--- Start Information shown ---
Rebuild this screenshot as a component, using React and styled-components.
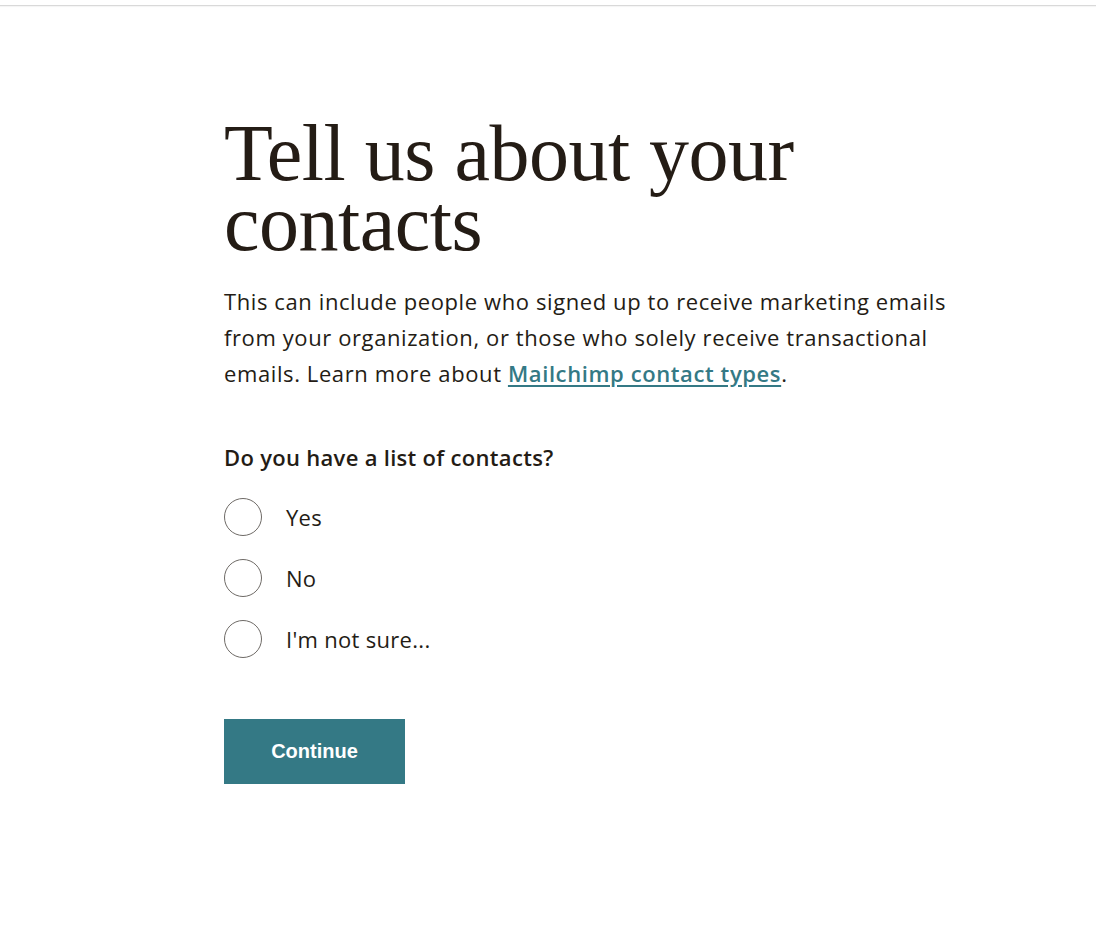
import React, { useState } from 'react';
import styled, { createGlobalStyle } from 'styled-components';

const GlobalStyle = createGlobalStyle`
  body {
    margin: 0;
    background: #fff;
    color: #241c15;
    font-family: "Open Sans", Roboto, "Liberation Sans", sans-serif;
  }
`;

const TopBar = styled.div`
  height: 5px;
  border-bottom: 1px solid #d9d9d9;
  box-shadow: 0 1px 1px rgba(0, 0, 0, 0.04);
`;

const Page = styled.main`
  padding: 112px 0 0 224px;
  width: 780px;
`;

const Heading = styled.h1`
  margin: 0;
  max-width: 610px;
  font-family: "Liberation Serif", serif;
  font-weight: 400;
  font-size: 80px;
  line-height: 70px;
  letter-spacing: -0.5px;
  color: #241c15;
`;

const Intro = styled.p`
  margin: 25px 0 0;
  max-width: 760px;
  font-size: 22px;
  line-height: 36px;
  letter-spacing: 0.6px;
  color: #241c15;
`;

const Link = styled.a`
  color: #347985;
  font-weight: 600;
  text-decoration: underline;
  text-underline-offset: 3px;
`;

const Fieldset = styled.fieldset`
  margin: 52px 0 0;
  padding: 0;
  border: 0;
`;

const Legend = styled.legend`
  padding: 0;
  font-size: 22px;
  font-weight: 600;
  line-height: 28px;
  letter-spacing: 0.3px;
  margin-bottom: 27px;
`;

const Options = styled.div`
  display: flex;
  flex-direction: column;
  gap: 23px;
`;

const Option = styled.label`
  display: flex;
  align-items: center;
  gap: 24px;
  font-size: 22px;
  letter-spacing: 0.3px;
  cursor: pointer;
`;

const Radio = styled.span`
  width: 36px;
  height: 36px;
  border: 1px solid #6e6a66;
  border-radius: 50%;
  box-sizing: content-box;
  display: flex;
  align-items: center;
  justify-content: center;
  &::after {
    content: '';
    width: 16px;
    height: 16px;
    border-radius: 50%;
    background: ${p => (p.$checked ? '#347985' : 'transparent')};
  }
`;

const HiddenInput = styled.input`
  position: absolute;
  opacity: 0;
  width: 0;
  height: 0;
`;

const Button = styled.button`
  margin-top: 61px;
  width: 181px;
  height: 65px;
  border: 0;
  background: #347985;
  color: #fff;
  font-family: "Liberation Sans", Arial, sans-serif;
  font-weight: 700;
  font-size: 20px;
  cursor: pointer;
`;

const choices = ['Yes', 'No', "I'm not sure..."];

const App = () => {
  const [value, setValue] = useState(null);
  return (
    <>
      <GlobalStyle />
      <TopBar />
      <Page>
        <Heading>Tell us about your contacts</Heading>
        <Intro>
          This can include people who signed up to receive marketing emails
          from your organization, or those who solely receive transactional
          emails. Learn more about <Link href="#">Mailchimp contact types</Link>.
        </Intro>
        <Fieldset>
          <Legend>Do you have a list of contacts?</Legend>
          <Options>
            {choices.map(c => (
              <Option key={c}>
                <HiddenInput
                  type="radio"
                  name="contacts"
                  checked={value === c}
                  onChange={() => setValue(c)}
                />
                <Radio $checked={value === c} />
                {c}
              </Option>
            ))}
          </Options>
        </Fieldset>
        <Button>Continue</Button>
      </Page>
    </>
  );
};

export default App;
--- End Information shown ---
What you are asked to do >> Pull out each line containing the word "components" and copy it.

Solution >>
Rebuild this screenshot as a component, using React and styled-components.
import styled, { createGlobalStyle } from 'styled-components';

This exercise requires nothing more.